* REQUIRED WORK: Identify the lines holding "that" and copy them.

• • • • •

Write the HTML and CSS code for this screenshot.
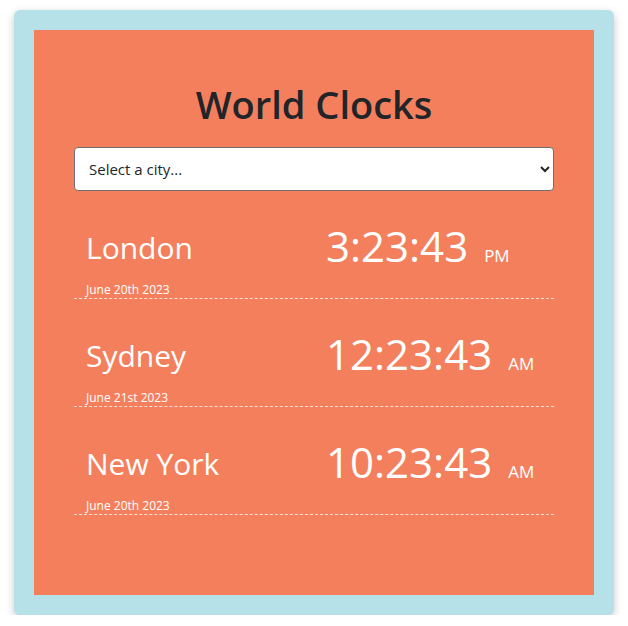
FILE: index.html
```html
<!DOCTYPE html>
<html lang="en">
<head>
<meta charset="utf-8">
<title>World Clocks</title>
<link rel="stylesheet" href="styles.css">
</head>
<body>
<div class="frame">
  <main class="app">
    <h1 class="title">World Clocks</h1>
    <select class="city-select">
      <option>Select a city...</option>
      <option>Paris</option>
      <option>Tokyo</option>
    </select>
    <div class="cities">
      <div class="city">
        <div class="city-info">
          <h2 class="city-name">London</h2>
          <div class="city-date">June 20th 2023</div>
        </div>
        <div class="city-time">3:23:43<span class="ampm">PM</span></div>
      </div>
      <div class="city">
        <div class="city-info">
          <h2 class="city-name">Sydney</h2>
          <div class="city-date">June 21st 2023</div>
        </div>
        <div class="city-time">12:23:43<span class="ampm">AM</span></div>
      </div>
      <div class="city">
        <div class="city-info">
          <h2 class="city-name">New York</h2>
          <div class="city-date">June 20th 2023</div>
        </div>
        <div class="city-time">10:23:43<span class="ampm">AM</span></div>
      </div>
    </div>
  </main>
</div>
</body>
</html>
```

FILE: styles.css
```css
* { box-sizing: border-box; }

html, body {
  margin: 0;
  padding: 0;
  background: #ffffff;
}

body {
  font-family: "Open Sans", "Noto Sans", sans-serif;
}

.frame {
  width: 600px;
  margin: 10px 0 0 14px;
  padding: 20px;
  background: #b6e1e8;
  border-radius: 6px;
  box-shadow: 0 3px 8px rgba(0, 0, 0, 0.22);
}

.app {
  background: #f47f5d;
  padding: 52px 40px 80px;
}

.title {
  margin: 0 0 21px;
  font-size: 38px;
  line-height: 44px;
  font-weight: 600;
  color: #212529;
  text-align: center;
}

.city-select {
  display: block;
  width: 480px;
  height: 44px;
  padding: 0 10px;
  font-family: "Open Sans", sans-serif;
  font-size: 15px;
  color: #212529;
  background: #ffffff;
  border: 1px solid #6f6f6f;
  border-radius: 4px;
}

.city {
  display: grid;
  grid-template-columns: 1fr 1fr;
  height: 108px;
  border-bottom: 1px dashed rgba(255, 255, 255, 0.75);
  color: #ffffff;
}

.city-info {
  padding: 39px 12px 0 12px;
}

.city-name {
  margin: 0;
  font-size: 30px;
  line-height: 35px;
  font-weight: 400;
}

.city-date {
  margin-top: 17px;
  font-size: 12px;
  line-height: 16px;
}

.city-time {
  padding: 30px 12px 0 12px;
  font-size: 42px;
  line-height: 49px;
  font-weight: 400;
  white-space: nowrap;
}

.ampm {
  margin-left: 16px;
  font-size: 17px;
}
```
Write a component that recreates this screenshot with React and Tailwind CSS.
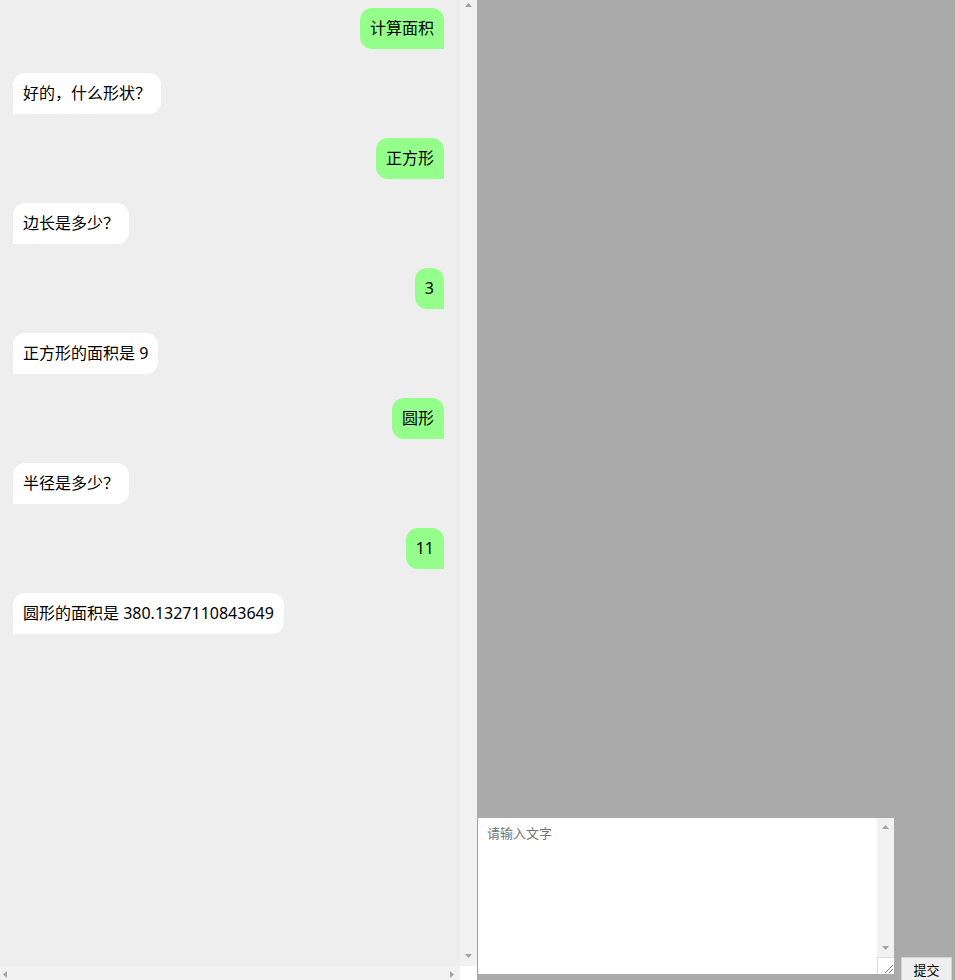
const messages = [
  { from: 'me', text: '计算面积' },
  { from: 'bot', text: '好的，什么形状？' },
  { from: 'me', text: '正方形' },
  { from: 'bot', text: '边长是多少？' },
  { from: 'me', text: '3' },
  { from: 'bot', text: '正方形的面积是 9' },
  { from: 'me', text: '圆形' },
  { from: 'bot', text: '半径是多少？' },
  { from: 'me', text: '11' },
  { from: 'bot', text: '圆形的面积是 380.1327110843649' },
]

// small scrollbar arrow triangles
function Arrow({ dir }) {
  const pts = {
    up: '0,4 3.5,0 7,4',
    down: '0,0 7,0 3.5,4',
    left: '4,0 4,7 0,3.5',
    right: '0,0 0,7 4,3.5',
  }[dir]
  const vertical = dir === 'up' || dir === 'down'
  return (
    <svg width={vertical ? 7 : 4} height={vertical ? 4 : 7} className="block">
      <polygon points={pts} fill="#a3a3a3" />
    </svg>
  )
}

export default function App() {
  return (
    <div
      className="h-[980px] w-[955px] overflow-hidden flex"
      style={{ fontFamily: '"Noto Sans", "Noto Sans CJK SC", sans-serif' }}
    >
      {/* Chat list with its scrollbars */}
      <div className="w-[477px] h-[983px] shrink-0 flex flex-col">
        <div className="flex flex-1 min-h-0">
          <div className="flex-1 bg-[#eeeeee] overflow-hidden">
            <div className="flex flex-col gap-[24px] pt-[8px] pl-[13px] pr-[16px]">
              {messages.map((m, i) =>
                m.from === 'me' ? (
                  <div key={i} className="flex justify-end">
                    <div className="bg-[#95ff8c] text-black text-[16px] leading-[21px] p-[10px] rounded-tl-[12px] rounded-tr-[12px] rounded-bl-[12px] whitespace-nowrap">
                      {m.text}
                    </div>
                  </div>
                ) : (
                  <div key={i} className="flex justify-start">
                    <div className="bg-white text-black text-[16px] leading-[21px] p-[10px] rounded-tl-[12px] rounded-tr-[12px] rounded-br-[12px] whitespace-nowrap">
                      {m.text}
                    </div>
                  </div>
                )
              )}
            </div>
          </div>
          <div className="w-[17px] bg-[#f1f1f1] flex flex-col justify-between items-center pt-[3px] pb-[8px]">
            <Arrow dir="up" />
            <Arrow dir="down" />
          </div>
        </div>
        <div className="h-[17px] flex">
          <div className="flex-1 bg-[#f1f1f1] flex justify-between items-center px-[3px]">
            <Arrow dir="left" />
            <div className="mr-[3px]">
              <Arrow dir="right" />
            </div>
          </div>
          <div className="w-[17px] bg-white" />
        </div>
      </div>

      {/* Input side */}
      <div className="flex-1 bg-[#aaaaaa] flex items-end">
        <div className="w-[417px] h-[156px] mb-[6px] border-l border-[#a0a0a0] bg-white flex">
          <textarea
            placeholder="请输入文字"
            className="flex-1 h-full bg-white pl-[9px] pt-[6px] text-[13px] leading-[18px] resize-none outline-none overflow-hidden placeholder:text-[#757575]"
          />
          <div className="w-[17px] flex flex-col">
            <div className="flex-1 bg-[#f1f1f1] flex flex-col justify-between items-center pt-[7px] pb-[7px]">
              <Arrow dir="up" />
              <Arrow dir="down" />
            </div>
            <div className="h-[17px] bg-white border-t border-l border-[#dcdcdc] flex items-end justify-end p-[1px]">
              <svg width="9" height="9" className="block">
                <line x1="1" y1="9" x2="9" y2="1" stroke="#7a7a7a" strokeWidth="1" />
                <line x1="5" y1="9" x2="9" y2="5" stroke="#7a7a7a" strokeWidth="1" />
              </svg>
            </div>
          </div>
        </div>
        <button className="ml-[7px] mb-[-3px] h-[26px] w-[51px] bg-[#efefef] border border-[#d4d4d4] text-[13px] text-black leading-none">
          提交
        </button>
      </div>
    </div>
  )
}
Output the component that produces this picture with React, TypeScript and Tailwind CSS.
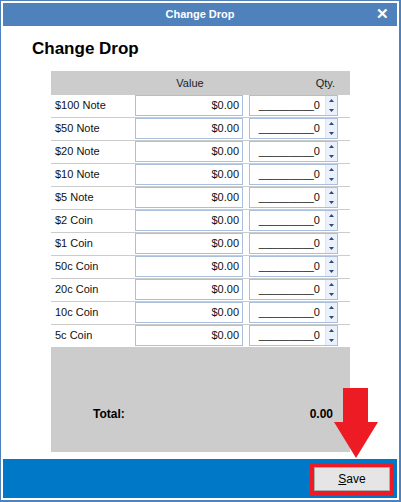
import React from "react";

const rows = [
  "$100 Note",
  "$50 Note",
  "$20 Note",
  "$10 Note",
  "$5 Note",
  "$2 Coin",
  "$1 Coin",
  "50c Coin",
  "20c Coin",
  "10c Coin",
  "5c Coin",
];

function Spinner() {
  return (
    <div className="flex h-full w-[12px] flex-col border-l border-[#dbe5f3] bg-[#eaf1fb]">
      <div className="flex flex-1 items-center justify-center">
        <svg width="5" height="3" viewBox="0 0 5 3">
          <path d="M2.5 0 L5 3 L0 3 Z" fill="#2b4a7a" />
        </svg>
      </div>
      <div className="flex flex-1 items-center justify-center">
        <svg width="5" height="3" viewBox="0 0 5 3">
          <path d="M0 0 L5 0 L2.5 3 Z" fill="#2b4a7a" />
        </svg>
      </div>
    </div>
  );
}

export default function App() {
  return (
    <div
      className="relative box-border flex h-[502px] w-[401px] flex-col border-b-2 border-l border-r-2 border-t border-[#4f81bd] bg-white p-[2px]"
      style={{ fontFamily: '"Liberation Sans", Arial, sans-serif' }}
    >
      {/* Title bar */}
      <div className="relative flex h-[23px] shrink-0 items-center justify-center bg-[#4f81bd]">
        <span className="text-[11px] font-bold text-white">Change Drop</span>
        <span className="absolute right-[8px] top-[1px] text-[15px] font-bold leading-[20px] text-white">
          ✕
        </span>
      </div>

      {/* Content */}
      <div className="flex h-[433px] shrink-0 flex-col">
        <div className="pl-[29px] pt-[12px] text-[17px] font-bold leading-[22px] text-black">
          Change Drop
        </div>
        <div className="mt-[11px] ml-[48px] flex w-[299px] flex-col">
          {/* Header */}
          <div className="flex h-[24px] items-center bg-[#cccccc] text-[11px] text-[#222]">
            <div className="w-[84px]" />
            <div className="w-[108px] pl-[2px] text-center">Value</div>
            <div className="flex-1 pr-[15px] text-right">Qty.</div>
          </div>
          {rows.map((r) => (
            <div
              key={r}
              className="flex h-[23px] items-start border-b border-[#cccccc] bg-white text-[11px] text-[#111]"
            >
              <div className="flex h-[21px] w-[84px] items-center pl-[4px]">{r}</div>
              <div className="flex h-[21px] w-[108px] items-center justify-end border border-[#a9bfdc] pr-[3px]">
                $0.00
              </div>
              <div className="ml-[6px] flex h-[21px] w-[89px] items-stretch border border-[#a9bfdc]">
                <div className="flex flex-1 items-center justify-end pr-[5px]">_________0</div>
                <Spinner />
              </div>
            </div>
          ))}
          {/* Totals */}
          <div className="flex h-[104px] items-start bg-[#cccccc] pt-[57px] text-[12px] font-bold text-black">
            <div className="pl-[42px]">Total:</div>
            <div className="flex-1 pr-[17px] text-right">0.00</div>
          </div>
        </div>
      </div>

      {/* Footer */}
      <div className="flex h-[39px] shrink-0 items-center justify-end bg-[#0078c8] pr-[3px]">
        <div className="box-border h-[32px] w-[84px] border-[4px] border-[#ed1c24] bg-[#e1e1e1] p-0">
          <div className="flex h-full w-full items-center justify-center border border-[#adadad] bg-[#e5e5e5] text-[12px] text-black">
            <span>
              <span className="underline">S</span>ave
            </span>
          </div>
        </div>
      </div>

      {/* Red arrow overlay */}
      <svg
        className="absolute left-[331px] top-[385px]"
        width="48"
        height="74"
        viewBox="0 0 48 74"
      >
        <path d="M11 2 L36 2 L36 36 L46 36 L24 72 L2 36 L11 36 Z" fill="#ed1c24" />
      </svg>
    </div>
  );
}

• • • • •

* PROBLEM SOLUTION:
Write a component that recreates this screenshot with React and Tailwind CSS.
Output the component that produces this picture with React, TypeScript and Tailwind CSS.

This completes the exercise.